Preventing Forking, Cloning & Rollback Attacks 

The Problem of Forking, Cloning, and Rollback Attacks

In the realm of trusted execution environments (TEEs) like Intel SGX, applications face a variety of threats that can undermine their integrity and confidentiality. Among these threats, forking, cloning, and rollback attacks are particularly concerning. Forking attacks occur when an adversary manipulates an application's state by either reverting it to a previous version or by creating multiple instances of the application with divergent states. For instance, in a password manager application, an adversary could exploit forking to brute-force a password despite rate-limiting measures.

Cloning attacks involve the unauthorised replication of an application or its components, allowing adversaries to run multiple instances simultaneously. This can lead to various malicious activities, such as unauthorised access to sensitive data or manipulation of application logic. For example, an adversary could clone a secure enclave to gain unauthorised access to the data it processes, bypassing security measures intended to protect confidentiality.

Rollback attacks exploit the lack of state freshness guarantees, allowing adversaries to revert an application to a previous state, effectively nullifying any security measures that rely on state progression. This can be particularly damaging in applications where state continuity is critical, such as in financial transactions or authentication systems. Together, these attacks not only compromise the security of individual applications but also erode trust in the broader ecosystem of trusted execution environments. Understanding these distinctions is crucial for developing robust defences against such threats.

The Need for an External Root of Trust for State

To effectively counter forking, cloning, and rollback attacks, establishing an external root of trust for managing application state is crucial. The necessity arises from the inherent limitations of relying solely on internal application mechanisms or the underlying hardware for state management. Trusted execution environments (TEEs) like Intel SGX provide robust isolation and protection for application code and data during execution. However, they are not immune to attacks that exploit the broader system context, such as cloning or rollback attacks that manipulate the application's state across multiple instances or time.

Enclaves, which are isolated regions of memory within TEEs, are identified by unique identifiers such as MRENCLAVE and MRSIGNER. These identifiers ensure that enclaves can securely access sealed secrets and states when launched. However, when multiple enclaves with the same identifiers are launched on the same platform, they can access the same sealed data, leading to potential security vulnerabilities. This is because the sealing keys used to protect data at rest are tied to the enclave's identity, allowing any enclave with the same identity to unseal and access the data. This limitation highlights the need for an external root of trust to manage and validate the state across distributed systems securely.

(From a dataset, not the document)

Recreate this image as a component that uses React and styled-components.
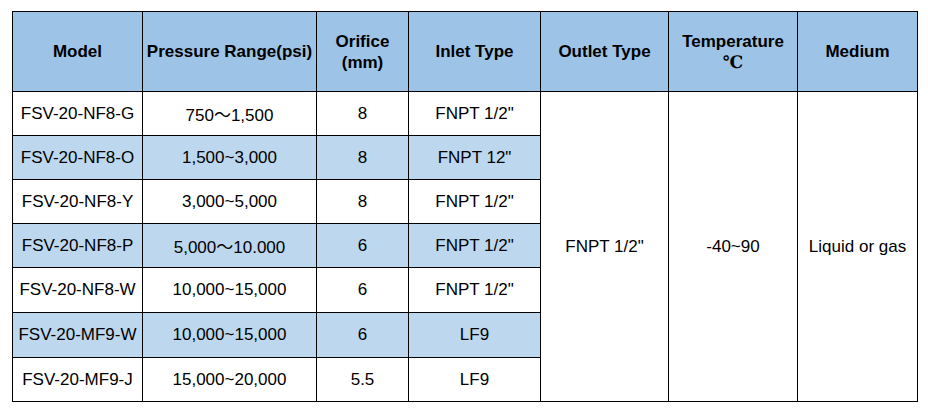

An external root of trust, whether it's a decentralised system or another enclave on a different machine, addresses these limitations by providing a secure, verifiable reference point for state management. By leveraging cryptographic techniques and consensus protocols, these systems ensure that any changes to the application state are validated and agreed upon by multiple parties. This external validation makes it significantly more challenging for adversaries to execute forking, cloning, or rollback attacks without detection, thereby enhancing the overall security and trustworthiness of applications operating within trusted execution environments.

Secretarium Architecture as a Solution

Secretarium addresses the challenges posed by forking, cloning, and rollback attacks through its innovative architecture, which integrates trusted execution environments (TEEs) with distributed ledger technology (DLT). At the core of Secretarium's approach is the use of Intel SGX enclaves, providing secure environments for processing sensitive data. However, Secretarium's solution extends beyond merely utilising SGX by incorporating a Byzantine Fault Tolerant version of the Raft consensus algorithm (BFT-RAFT). This integration ensures that the state of applications is consistently replicated and validated across multiple nodes, creating a resilient and tamper-proof system.

The distributed ledger technology employed by Secretarium plays a pivotal role in preventing these attacks. By maintaining a consistent and immutable record of the application state across a network of nodes, the ledger ensures that any unauthorised modifications or discrepancies are promptly detected and addressed. This distributed approach eliminates single points of failure and enhances the system's robustness against adversarial actions. Furthermore, Secretarium's use of crypto-delegates ensures that the host system provides cryptographic proofs for any operations it performs on behalf of the enclaves, adding an additional layer of security and trust.

By combining these technologies, Secretarium provides a secure and trustworthy environment for applications, effectively mitigating the risks associated with forking, cloning, and rollback attacks. The architecture not only ensures the integrity and confidentiality of application states but also establishes a robust external root of trust, making it a comprehensive solution to the security challenges faced by trusted execution environments.